Hovav Dror, Tel Aviv University

SEQUENTIAL EXPERIMENTAL DESIGN FOR MULTIVARIATE GENERALIZED LINEAR MODELS

A one-stage experimental plan requires the researcher to fix in advance the factor settings at which data will be observed. Sequential experimental design allows updating and improving the experimental plan following the data already observed. We consider the problem of choosing sequential plans when the response is modeled by a GLM. A common setting is sensitivity testing" (also known as "dose-response" or "up and down"). In a typical experiment, a dose level is chosen at each step and success or failure of a treatment is recorded.

We suggest a new procedure for the sequential choice of observations and show it is superior in efficiency to commonly used procedures, such as the "Bruceton" test (Dixon and Mood, 1948), the Langlie (1965) test or Neyer's (1994) procedure.

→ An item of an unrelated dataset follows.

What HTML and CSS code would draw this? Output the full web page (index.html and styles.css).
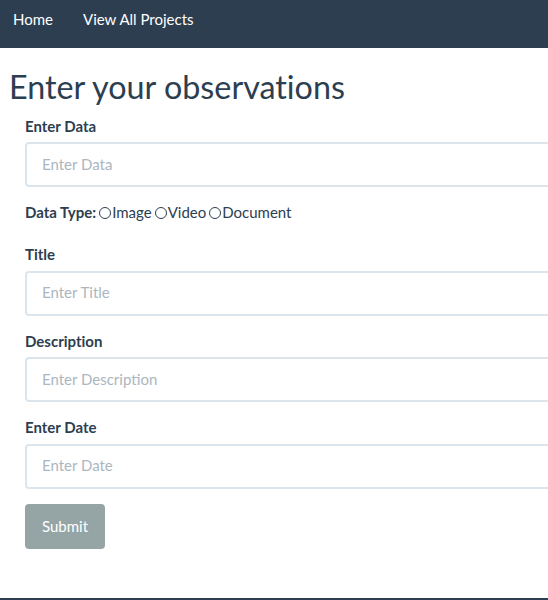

The suggested procedure is based on a D-optimality criterion, and on a Bayesian approximation that exploits a discretization of the parameter space.

Perhaps more important than the improved efficiency, the suggested algorithm can be used in many situations where the former algorithms do not apply. These include extension from the fully sequential design to any partition of the experiment to blocks of observations, from a binary response to any GLM (including Poisson count models), and from the univariate case to the treatment of multiple predictors.

We present a comparison of results obtained with the new algorithm versus the "Bruceton" method on an actual sensitivity test conducted recently at an industrial plant. We also provide comprehensive comparison of techniques via a Monte-Carlo simulation.

· Assaf Oron, Department of Statistics, University of Washington, Seattle

Small correction to Isotonic Regression

Many scientific and engineering experiments focus on a monotone function y=F(x), using a sample of observations at different design points, {(x₁,y₁)… (x_n,y_n)}. Some examples are sensory stimulus-response experiments, drug dose-response studies or survival function studies. Isotonic Regression (IR) is the standard non-parametric solution for estimation of F in case some observations violate monotonicity. IR locally ‘flattens’ monotonicity-violating sequences, and so as the extent of such sequences increases, IR’s output may resemble a staircase function. This is undesirable, especially when F is known to be smooth and strictly monotone. Current solutions to this problem use ad-hoc smoothing algorithms. User intervention is required to choose the algorithm and set the value of smoothing parameters.

We propose a statistical solution that does not require such intervention, and therefore can directly replace IR in many applications. This solution – centered isotonic regression (CIR; temporary name) – is based on a conditional expectation analysis of the IR estimate, given the location of monotonicity-violating sequences. It can be shown that CIR has lower MSE than IR, under conditions which are met in typical applications. The advantages of CIR are demonstrated using re-analysis of published data.